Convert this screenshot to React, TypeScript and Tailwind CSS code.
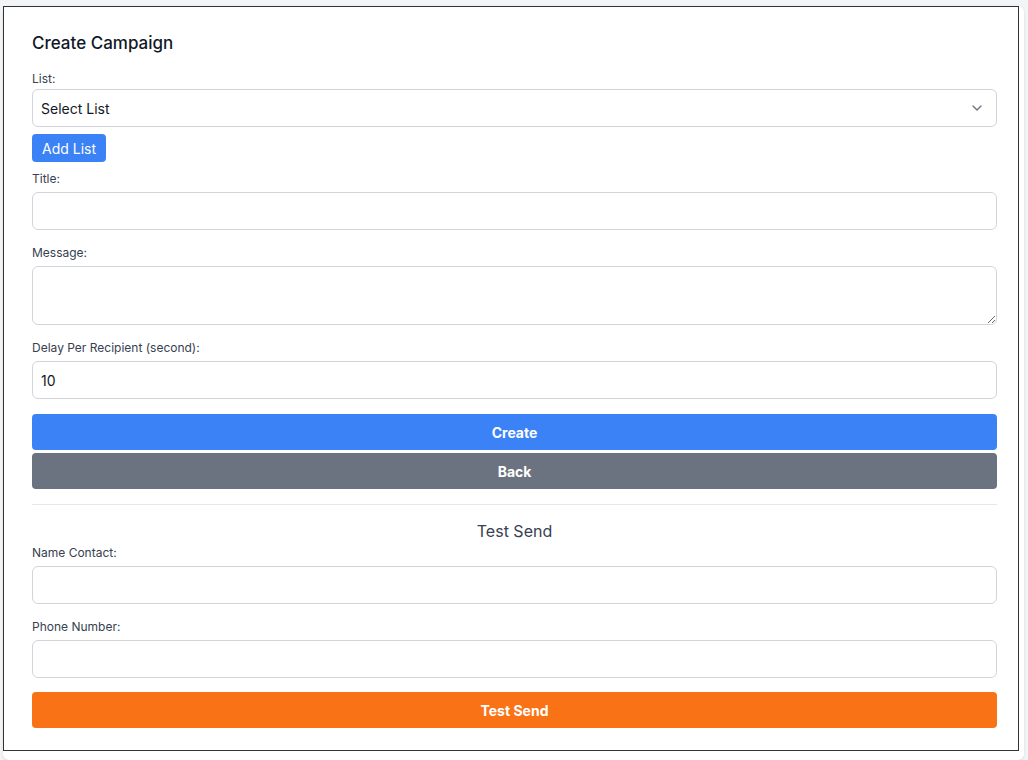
import { ChevronDown } from "lucide-react";

function Label({ children }: { children: React.ReactNode }) {
  return <label className="block text-[12px] leading-[14px] text-[#374151]">{children}</label>;
}

function TextInput({ value }: { value?: string }) {
  return (
    <input
      type="text"
      defaultValue={value}
      className="block w-full h-[38px] rounded-md border border-[#d1d5db] bg-white px-2 text-[14px] text-[#111827] outline-none"
    />
  );
}

export default function App() {
  return (
    <div className="h-[760px] w-[1028px] bg-[#f3f4f6] pl-[3px] pt-[3px]" style={{ fontFamily: "Inter, 'Noto Sans', sans-serif" }}>
      <div className="h-[754px] w-[1021px] rounded-md bg-white shadow-sm">
        <div className="mt-[3px] h-[745px] w-[1016px] border border-[#333] pl-[28px] pr-[21px] pt-[24px]">
          <h1 className="text-[17px] leading-[24px] font-medium text-[#111827]">Create Campaign</h1>

          <div className="mt-[17px]">
            <div className="mb-[3px]">
              <Label>List:</Label>
            </div>
            <div className="relative">
              <select className="block w-full h-[38px] appearance-none rounded-md border border-[#d1d5db] bg-white px-2 text-[14px] text-[#111827] outline-none">
                <option>Select List</option>
              </select>
              <ChevronDown className="pointer-events-none absolute right-[12px] top-[11px] h-4 w-4 text-[#6b7280]" strokeWidth={2} />
            </div>
            <button className="mt-[7px] h-[28px] rounded bg-[#3b82f6] px-[10px] text-[14px] text-white">Add List</button>
          </div>

          <div className="mt-[10px]">
            <div className="mb-[6px]">
              <Label>Title:</Label>
            </div>
            <TextInput />
          </div>

          <div className="mt-[16px]">
            <div className="mb-[6px]">
              <Label>Message:</Label>
            </div>
            <textarea className="block w-full h-[59px] rounded-md border border-[#d1d5db] bg-white px-2 py-1 text-[14px] outline-none" />
          </div>

          <div className="mt-[16px]">
            <div className="mb-[6px]">
              <Label>Delay Per Recipient (second):</Label>
            </div>
            <TextInput value="10" />
          </div>

          <button className="mt-[15px] block h-[36px] w-full rounded bg-[#3b82f6] text-[14px] font-bold text-white">Create</button>
          <button className="mt-[3px] block h-[36px] w-full rounded bg-[#6b7280] text-[14px] font-bold text-white">Back</button>

          <hr className="mt-[15px] border-[#e5e7eb]" />

          <h2 className="mt-[16px] text-center text-[16px] leading-[20px] text-[#374151]">Test Send</h2>

          <div className="mt-[5px]">
            <div className="mb-[6px]">
              <Label>Name Contact:</Label>
            </div>
            <TextInput />
          </div>

          <div className="mt-[16px]">
            <div className="mb-[6px]">
              <Label>Phone Number:</Label>
            </div>
            <TextInput />
          </div>

          <button className="mt-[14px] block h-[36px] w-full rounded bg-[#f97316] text-[14px] font-bold text-white">Test Send</button>
        </div>
      </div>
    </div>
  );
}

****************

— Requirement —
Print out the whole of the material word for word, without pictures.

— Complete response —
Convert this screenshot to React, TypeScript and Tailwind CSS code.
import { ChevronDown } from "lucide-react";

function Label({ children }: { children: React.ReactNode }) {
  return <label className="block text-[12px] leading-[14px] text-[#374151]">{children}</label>;
}

function TextInput({ value }: { value?: string }) {
  return (
    <input
      type="text"
      defaultValue={value}
      className="block w-full h-[38px] rounded-md border border-[#d1d5db] bg-white px-2 text-[14px] text-[#111827] outline-none"
    />
  );
}

export default function App() {
  return (
    <div className="h-[760px] w-[1028px] bg-[#f3f4f6] pl-[3px] pt-[3px]" style={{ fontFamily: "Inter, 'Noto Sans', sans-serif" }}>
      <div className="h-[754px] w-[1021px] rounded-md bg-white shadow-sm">
        <div className="mt-[3px] h-[745px] w-[1016px] border border-[#333] pl-[28px] pr-[21px] pt-[24px]">
          <h1 className="text-[17px] leading-[24px] font-medium text-[#111827]">Create Campaign</h1>

          <div className="mt-[17px]">
            <div className="mb-[3px]">
              <Label>List:</Label>
            </div>
            <div className="relative">
              <select className="block w-full h-[38px] appearance-none rounded-md border border-[#d1d5db] bg-white px-2 text-[14px] text-[#111827] outline-none">
                <option>Select List</option>
              </select>
              <ChevronDown className="pointer-events-none absolute right-[12px] top-[11px] h-4 w-4 text-[#6b7280]" strokeWidth={2} />
            </div>
            <button className="mt-[7px] h-[28px] rounded bg-[#3b82f6] px-[10px] text-[14px] text-white">Add List</button>
          </div>

          <div className="mt-[10px]">
            <div className="mb-[6px]">
              <Label>Title:</Label>
            </div>
            <TextInput />
          </div>

          <div className="mt-[16px]">
            <div className="mb-[6px]">
              <Label>Message:</Label>
            </div>
            <textarea className="block w-full h-[59px] rounded-md border border-[#d1d5db] bg-white px-2 py-1 text-[14px] outline-none" />
          </div>

          <div className="mt-[16px]">
            <div className="mb-[6px]">
              <Label>Delay Per Recipient (second):</Label>
            </div>
            <TextInput value="10" />
          </div>

          <button className="mt-[15px] block h-[36px] w-full rounded bg-[#3b82f6] text-[14px] font-bold text-white">Create</button>
          <button className="mt-[3px] block h-[36px] w-full rounded bg-[#6b7280] text-[14px] font-bold text-white">Back</button>

          <hr className="mt-[15px] border-[#e5e7eb]" />

          <h2 className="mt-[16px] text-center text-[16px] leading-[20px] text-[#374151]">Test Send</h2>

          <div className="mt-[5px]">
            <div className="mb-[6px]">
              <Label>Name Contact:</Label>
            </div>
            <TextInput />
          </div>

          <div className="mt-[16px]">
            <div className="mb-[6px]">
              <Label>Phone Number:</Label>
            </div>
            <TextInput />
          </div>

          <button className="mt-[14px] block h-[36px] w-full rounded bg-[#f97316] text-[14px] font-bold text-white">Test Send</button>
        </div>
      </div>
    </div>
  );
}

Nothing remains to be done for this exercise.